In the case of the Notes being
offered into Singapore in a primary or subsequent distribution, and
solely for the purposes of its obligations pursuant to Section 309B
of the SFA, the Issuer has determined, and hereby notifies all
relevant persons (as defined in Section 309A of the SFA) that the
Notes are "prescribed capital markets products" (as defined in the
Securities and Futures (Capital Markets Products) Regulations 2018
of Singapore) and Excluded Investment Products (as defined in MAS
Notice SFA 04-N12: Notice on the Sale of Investment Products and
MAS Notice FAA-N16: Notice on Recommendations on Investment
Products).
|
|
(d)
General:
|
No action has been or will be taken
by the Issuer that would permit a public offering of the Notes, or
possession or distribution of any offering material relating to the
Notes in any jurisdiction where action for that purpose is
required. Accordingly, each of the Managers agrees that it
will observe all applicable provisions of law in each jurisdiction
in or from which it may offer or sell Notes or distribute any
offering material.
|
|
|
|
|
General
Information
Additional
Information Regarding the Notes
1.
Matters relating to UK MiFIR
The Bank does not fall under the scope of application
of the UK MiFIR regime. Consequently, the Bank does not
qualify as an "investment firm", "manufacturer" or "distributor"
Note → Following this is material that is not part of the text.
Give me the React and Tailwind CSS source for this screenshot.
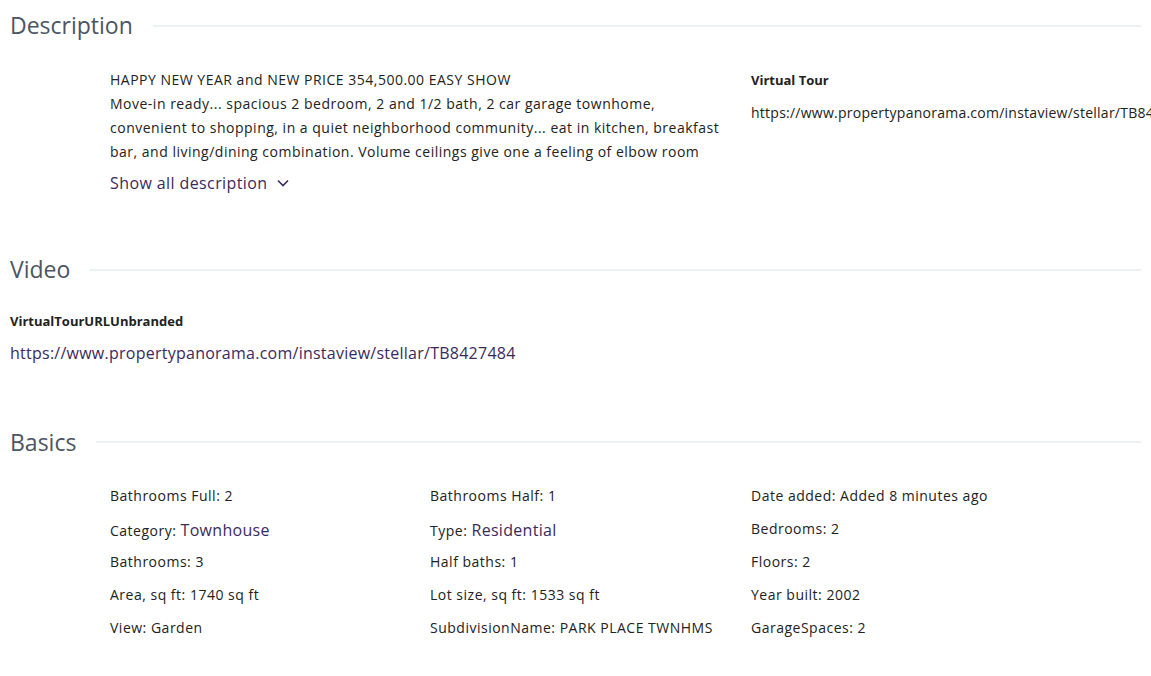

for the purposes of UK MiFIR.
UK MiFIR product governance / Retail investors, professional
investors and ECPs target market - Solely for the purposes
of each UK manufacturer's product approval process, the target
market assessment in respect of the Notes has led to the conclusion
that: (i) the target market for the Notes is retail clients, as
defined in point (8) of Article 2 of Regulation (EU) No 2017/565 as
it forms part of UK domestic law by virtue of the EUWA, eligible
counterparties, as defined in COBS, and professional clients, as
defined in UK MiFIR; and (ii) all channels for distribution of the
Notes are appropriate. Any person subsequently offering, selling or
recommending the Notes (a "distributor") should take into
consideration the UK manufacturers' target market assessment;
however, a distributor subject to the UK MiFIR Product Governance
Rules is responsible for undertaking its own target market
assessment in respect of the Notes (by either adopting or refining
the UK manufacturers' target market assessment) and determining
appropriate distribution channels.
For the purposes of this provision, (i) the expression "UK
manufacturers" means HSBC Bank plc, Merrill Lynch International,
and NatWest Markets Plc (ii) the expression "COBS" means the FCA
Handbook Conduct of Business Sourcebook, (iii) the expression "UK
MiFIR" means Regulation (EU) No 600/2014 as it forms part of UK
domestic law by virtue of the EUWA, and (iv) the expression "UK
MiFIR Product Governance Rules" means the FCA Handbook Product
Intervention and Product Governance Sourcebook.